Com seu sotaque americano muito carregado, ele interrompia a aula para comentar: “Harry Potter não é uma história sobre bruxos ou sobre magia. É sobre a morte. Ela é tão presente nos livros, cada vez mais presente e mais intensa”. Eu não completava com minhas impressões, mas interiormente fazia teorias e vibrava com este gosto dele aberto tão descaradamente e sem receio de taxação. Claro que ele, como literata, tem todo o poder de opinião (nós somos apenas humanos), porém vê-lo teorizando em cima de uma “obra do mainstream” do mesmo modo que faz com D. H. Lawrence eleva os dois ao mesmo nível e dá um chute no traseiro dos cultistas.
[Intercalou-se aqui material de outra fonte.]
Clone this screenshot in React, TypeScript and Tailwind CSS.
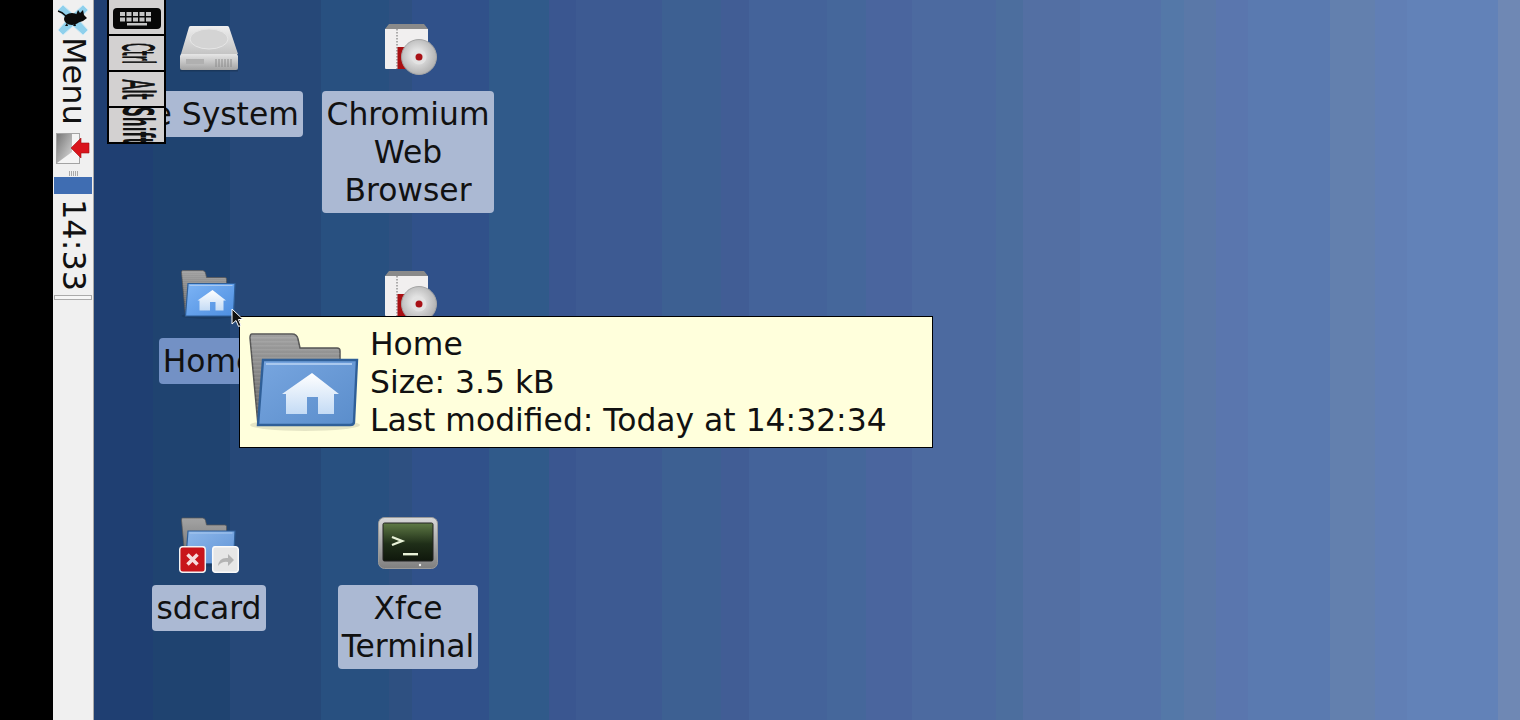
import type { ReactNode } from 'react';

const FONT = "font-['DejaVu_Sans',sans-serif]";

function DriveIcon() {
  return (
    <svg width="62" height="50" viewBox="0 0 62 50">
      <defs>
        <linearGradient id="driveTop" x1="0" y1="0" x2="0" y2="1">
          <stop offset="0" stopColor="#eeeeee" />
          <stop offset="1" stopColor="#c4c4c4" />
        </linearGradient>
        <linearGradient id="driveFront" x1="0" y1="0" x2="0" y2="1">
          <stop offset="0" stopColor="#e6e6e6" />
          <stop offset="1" stopColor="#a3a3a3" />
        </linearGradient>
      </defs>
      <path d="M13 3h36a2 2 0 0 1 2 1l9 27H3L11 4a2 2 0 0 1 2-1z" fill="url(#driveTop)" />
      <ellipse cx="31" cy="16" rx="19" ry="10" fill="#d4d4d4" stroke="#e6e6e6" />
      <path d="M3 31h56l1 2v12a2 2 0 0 1-2 2H4a2 2 0 0 1-2-2V33z" fill="url(#driveFront)" />
      <rect x="8" y="36" width="18" height="5" fill="#b0b0b0" />
      <path d="M38 36v8M41 36v8M44 36v8M47 36v8M50 36v8M53 36v8" stroke="#8c8c8c" strokeWidth="1" />
      <rect x="2" y="47" width="58" height="1.5" fill="#123" opacity=".35" />
    </svg>
  );
}

function PackageIcon() {
  return (
    <svg className="ml-[6px]" width="54" height="54" viewBox="0 0 54 54">
      <defs>
        <radialGradient id="discFace" cx=".45" cy=".45" r=".6">
          <stop offset="0" stopColor="#f6f6f6" />
          <stop offset="1" stopColor="#adadad" />
        </radialGradient>
      </defs>
      <path d="M5 1h35l4 5v6H1V6z" fill="#8a8a8a" />
      <path d="M1 6h43v39a1 1 0 0 1-1 1H2a1 1 0 0 1-1-1z" fill="#f1efef" />
      <path d="M13 6v40" stroke="#666" strokeWidth="1" strokeDasharray="1.5 1.5" />
      <rect x="13.5" y="24" width="18" height="22" fill="#a90f12" />
      <circle cx="35" cy="34" r="17.5" fill="url(#discFace)" stroke="#a5a5a5" />
      <circle cx="35" cy="34" r="7.5" fill="#e2e2e2" />
      <circle cx="35" cy="34" r="3.5" fill="#a81116" />
    </svg>
  );
}

function Folder({ id, front, size, house = true }: { id: string; front: [string, string]; size: string; house?: boolean }) {
  return (
    <svg className={size} viewBox="0 0 112 98">
      <defs>
        <linearGradient id={`${id}Back`} x1="0" y1="0" x2="0" y2="1">
          <stop offset="0" stopColor="#a0a0a0" />
          <stop offset="1" stopColor="#646464" />
        </linearGradient>
        <linearGradient id={`${id}Front`} x1="0" y1="0" x2="1" y2="1">
          <stop offset="0" stopColor={front[0]} />
          <stop offset="1" stopColor={front[1]} />
        </linearGradient>
        <linearGradient id={`${id}House`} x1="0" y1="0" x2="0" y2="1">
          <stop offset="0" stopColor="#ffffff" />
          <stop offset="1" stopColor="#c4dbf5" />
        </linearGradient>
        <pattern id={`${id}Lines`} width="4" height="4" patternUnits="userSpaceOnUse">
          <rect width="4" height="1.5" fill="#fff" opacity=".09" />
        </pattern>
      </defs>
      <ellipse cx="56" cy="92" rx="55" ry="6" fill="#000" opacity=".1" />
      <path d="M3 1h40q5 0 6 5l2 9h37q3 0 3 3v12L12 92H9L1 5q0-4 2-4z" fill={`url(#${id}Back)`} stroke="#555" strokeWidth="1.5" />
      <path d="M3 1h40q5 0 6 5l2 9h37q3 0 3 3v12L12 92H9L1 5q0-4 2-4z" fill={`url(#${id}Lines)`} />
      <path d="M14 27h94l-3 62q0 3-4 3H9z" fill={`url(#${id}Front)`} stroke="#2f5f98" strokeWidth="2.4" />
      <path d="M17 31h86" stroke="#a9c8ee" strokeWidth="2" />
      {house && <path d="M63 40 90 61h-5v20H69V64H58v17H37V61h-4z" fill={`url(#${id}House)`} />}
    </svg>
  );
}

function SdcardIcon() {
  return (
    <div className="relative h-[56px] w-[60px]">
      <div className="ml-[2px]">
        <Folder id="sd" front={['#8db7ea', '#5f93d6']} size="h-[50px] w-[56px]" house={false} />
      </div>
      <svg className="absolute bottom-0 left-0" width="60" height="27" viewBox="0 0 60 27">
        <rect x=".7" y=".7" width="25.6" height="25.6" rx="3" fill="#c8151b" stroke="#f2f2f2" strokeWidth="1.5" />
        <path d="M8.5 8.5l10 10M18.5 8.5l-10 10" stroke="#f6dcdc" strokeWidth="3.5" />
        <rect x="33.7" y=".7" width="25.6" height="25.6" rx="3" fill="#e6e6e6" stroke="#fafafa" strokeWidth="1.5" />
        <path d="M39 20q1-9 10-8V8l6 6-6 6v-4q-6-1-10 4z" fill="#b3b3b3" />
      </svg>
    </div>
  );
}

function TerminalIcon() {
  return (
    <svg width="60" height="52" viewBox="0 0 60 52">
      <defs>
        <linearGradient id="termFrame" x1="0" y1="0" x2="0" y2="1">
          <stop offset="0" stopColor="#d8d8d8" />
          <stop offset="1" stopColor="#7f7f7f" />
        </linearGradient>
        <linearGradient id="termScreen" x1="0" y1="0" x2="0" y2="1">
          <stop offset="0" stopColor="#5f7a45" />
          <stop offset=".55" stopColor="#1f2e18" />
          <stop offset="1" stopColor="#0f170c" />
        </linearGradient>
      </defs>
      <rect x=".5" y=".5" width="59" height="51" rx="6" fill="url(#termFrame)" stroke="#9a9a9a" />
      <rect x="5" y="6" width="50" height="38" rx="1.5" fill="url(#termScreen)" stroke="#222" />
      <path d="M14 20l10 4-10 4" stroke="#e8f2d8" strokeWidth="2.4" fill="none" />
      <rect x="25" y="36" width="15" height="2.4" fill="#e8f2d8" />
      <circle cx="42" cy="48" r="1.2" fill="#eee" />
    </svg>
  );
}

function DesktopIcon({ place, label, labelClass, children }: { place: string; label?: ReactNode; labelClass?: string; children: ReactNode }) {
  return (
    <div className={`absolute flex w-[200px] flex-col items-center ${place}`}>
      <div className="flex h-[72px] w-full items-start justify-center pt-[4px]">{children}</div>
      {label && <div className={`shrink-0 rounded-[4px] px-[4px] py-[4px] text-center whitespace-nowrap ${labelClass ?? 'bg-[#abb9d3]'}`}>{label}</div>}
    </div>
  );
}

function MouseLogo() {
  return (
    <svg width="32" height="33" viewBox="0 0 32 33">
      <path d="M6 2 16 11 26 2l5 5-9 10 9 10-5 5-10-9L6 32l-5-5 9-10L1 7z" fill="#8fd0ec" stroke="#cfeaf6" strokeWidth="1" />
      <path d="M1 8q4 1 8 5" stroke="#0b0b0b" strokeWidth="1.4" fill="none" />
      <ellipse cx="15" cy="16" rx="8" ry="6" fill="#0b0b0b" />
      <path d="M19 12l2-5 2 3 3-3 1 5 3 3-4 3-6 2z" fill="#0b0b0b" />
      <path d="M10 20l-2 3h3zM18 20l1 3h-3z" fill="#0b0b0b" />
    </svg>
  );
}

function LogoutIcon() {
  return (
    <svg width="34" height="31" viewBox="0 0 34 31">
      <defs>
        <linearGradient id="doorPanel" x1="0" y1="0" x2="1" y2="1">
          <stop offset="0" stopColor="#777777" />
          <stop offset="1" stopColor="#dddddd" />
        </linearGradient>
      </defs>
      <rect x=".5" y=".5" width="23" height="30" fill="#f4f4f4" stroke="#a3a3a3" />
      <path d="M1 1h15v18L1 30z" fill="url(#doorPanel)" />
      <path d="M15 15 25 5v5h8v10h-8v5z" fill="#d9141c" stroke="#a30d12" strokeWidth=".6" />
    </svg>
  );
}

function KeyCell({ children }: { children: ReactNode }) {
  return <div className="-mt-[2px] flex h-[38px] items-center justify-center overflow-hidden border-2 border-black bg-[#d3d1d1]">{children}</div>;
}

function KeyboardWidget() {
  return (
    <div className="absolute top-0 left-[13px] z-10 flex w-[59px] flex-col text-[#111]">
      <KeyCell>
        <svg className="mt-[2px]" width="48" height="21" viewBox="0 0 48 21">
          <rect width="48" height="21" rx="4" fill="#070707" />
          <path d="M7 4h5v4H7zM13.500 4h5v4h-5zM20 4h5v4h-5zM26.500 4h5v4h-5zM33 4h5v4h-5zM7 9.500h5v4H7zM13.500 9.500h5v4h-5zM20 9.500h5v4h-5zM26.500 9.500h5v4h-5zM33 9.500h5v4h-5zM14 15h20v2.500H14z" fill="#c4c4c4" />
        </svg>
      </KeyCell>
      <KeyCell><span className="origin-center scale-y-[.28] text-[42px] leading-none [-webkit-text-stroke:1.5px_#111] [writing-mode:vertical-rl]">Ctrl</span></KeyCell>
      <KeyCell><span className="origin-center scale-y-[.35] text-[42px] leading-none [-webkit-text-stroke:1.5px_#111] [writing-mode:vertical-rl]">Alt</span></KeyCell>
      <KeyCell><span className="origin-center scale-y-[.33] text-[42px] leading-none font-bold [writing-mode:vertical-rl]">Shift</span></KeyCell>
    </div>
  );
}

function Tooltip() {
  return (
    <div className="absolute top-[316px] left-[145px] z-20 flex w-[694px] items-center gap-[9px] border border-black bg-[#ffffdc] py-[8px] pl-[9px] text-[#111]">
      <Folder id="tip" front={['#78a6e0', '#5a8dcb']} size="h-[98px] w-[112px] shrink-0" />
      <div className="whitespace-nowrap">
        <div>Home</div>
        <div>Size: 3.5 kB</div>
        <div>Last modified: Today at 14:32:34</div>
      </div>
    </div>
  );
}

function Cursor() {
  return (
    <svg className="absolute top-[308px] left-[137px] z-30" width="13" height="20" viewBox="0 0 13 20">
      <path d="M1 1v15l4-3.5 2.6 6 2.4-1-2.6-6H12z" fill="#111" stroke="#fff" strokeWidth="1" />
    </svg>
  );
}

function Panel() {
  return (
    <aside className="flex h-full w-[41px] shrink-0 flex-col items-center border-r border-[#a9a9a9] bg-[#f0f0f0] text-[32px] text-[#111]">
      <div className="mt-[3px] h-[33px]"><MouseLogo /></div>
      <div className="mt-[1px] h-[96px] pl-[2px] leading-[38px] [writing-mode:vertical-rl]">Menu</div>
      <div className="h-[31px]"><LogoutIcon /></div>
      <div className="mt-[7px] flex h-[5px] gap-[1px]">
        <i className="w-px bg-[#aaa]" /><i className="w-px bg-[#aaa]" /><i className="w-px bg-[#aaa]" /><i className="w-px bg-[#aaa]" /><i className="w-px bg-[#aaa]" />
      </div>
      <div className="mt-[1px] h-[17px] w-[38px] bg-[#3f6db2]" />
      <div className="mt-[5px] h-[96px] pl-[2px] leading-[38px] [writing-mode:vertical-rl]">14:33</div>
      <div className="h-[5px] w-[38px] border border-[#aaa] bg-[#f6f6f6]" />
    </aside>
  );
}

export default function App() {
  return (
    <div className={`flex h-[720px] w-[1520px] overflow-hidden bg-black pl-[53px] text-[31.4px] leading-[38px] ${FONT}`}>
      <Panel />
      <main className="relative h-full flex-1 overflow-hidden bg-[linear-gradient(90deg,#1f3f72_0_59px,#1f4370_59px_136px,#264878_136px_227px,#285080_227px_295px,#2e5081_295px_318px,#30518a_318px_395px,#305a8a_395px_455px,#3a5690_455px_482px,#3d5a92_482px_568px,#3d6092_568px_627px,#415d95_627px_655px,#44639a_655px_733px,#45679b_733px_772px,#4a659e_772px_818px,#4c6aa0_818px_902px,#4c6e9e_902px_929px,#536fa3_929px_986px,#5472a8_986px_1067px,#5478a8_1067px_1090px,#5a78a8_1090px_1122px,#5a76ae_1122px_1154px,#5a7ab0_1154px_1236px,#6380ae_1236px_1281px,#617fb5_1281px_1313px,#6282b8_1313px_1404px,#6f88b4_1404px_1426px)] text-[#111]">
        <DesktopIcon place="top-[19px] left-[15px]" label="File System"><DriveIcon /></DesktopIcon>
        <DesktopIcon place="top-[19px] left-[214px]" label={<>Chromium<br />Web<br />Browser</>}><PackageIcon /></DesktopIcon>
        <DesktopIcon place="top-[266px] left-[15px]" label="Home" labelClass="bg-[#7391c5]">
          <Folder id="home" front={['#7db4f5', '#4d8ee0']} size="h-[49px] w-[56px]" />
        </DesktopIcon>
        <DesktopIcon place="top-[266px] left-[214px]"><PackageIcon /></DesktopIcon>
        <DesktopIcon place="top-[513px] left-[15px]" label="sdcard"><SdcardIcon /></DesktopIcon>
        <DesktopIcon place="top-[513px] left-[214px]" label={<>Xfce<br />Terminal</>}><TerminalIcon /></DesktopIcon>
        <KeyboardWidget />
        <Tooltip />
        <Cursor />
      </main>
    </div>
  );
}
Cada vez mais alunos passam pela graduação e pela pós, e cada vez mais monografias e defesas de teses colocam sem medo “Harry Potter” no título. O livro não é só avaliado como “fenômeno”, mas agora também como obra literária que é e como merece: representativa de uma época, suscitadora de reflexão, instrumento ideológico, evento lingüístico, objeto estético. Um texto que é capaz de comover pessoas ao redor do mundo e mover uma geração toda de volta à leitura impressa obviamente tem algo a ser estudado ou, no mínimo, respeitado. A avaliação de excelência literária dos antigos (leia-se “velhos”) da Academia aos poucos se vê obrigada a pôr os interesses culturais particulares de seus membros de lado para ceder lugar a novas mentes, renovadas e mais abertas, quando não meras repetidoras de discurso.

Não digo tudo isso somente como amante incondicional de Harry Potter, mas como ser humano questionador e cético perante as escolhas da dita “elite intelectual”, metida a do contra e que julga sem saber. Não sei se vocês concordam comigo, mas sei que pelo menos não estou sozinha: tenho mais cinco amigas comigo, aquelas outras cinco meninas da hora da janta, que junto comigo não tiveram vergonha de argumentar contra meu colega e afirmar que lêem, que assistem, e que gostam, sim!, de Harry Potter.

Bruna Moreno dispensa quaisquer feitiços protetores para encarar uma platéia anti-Rowling.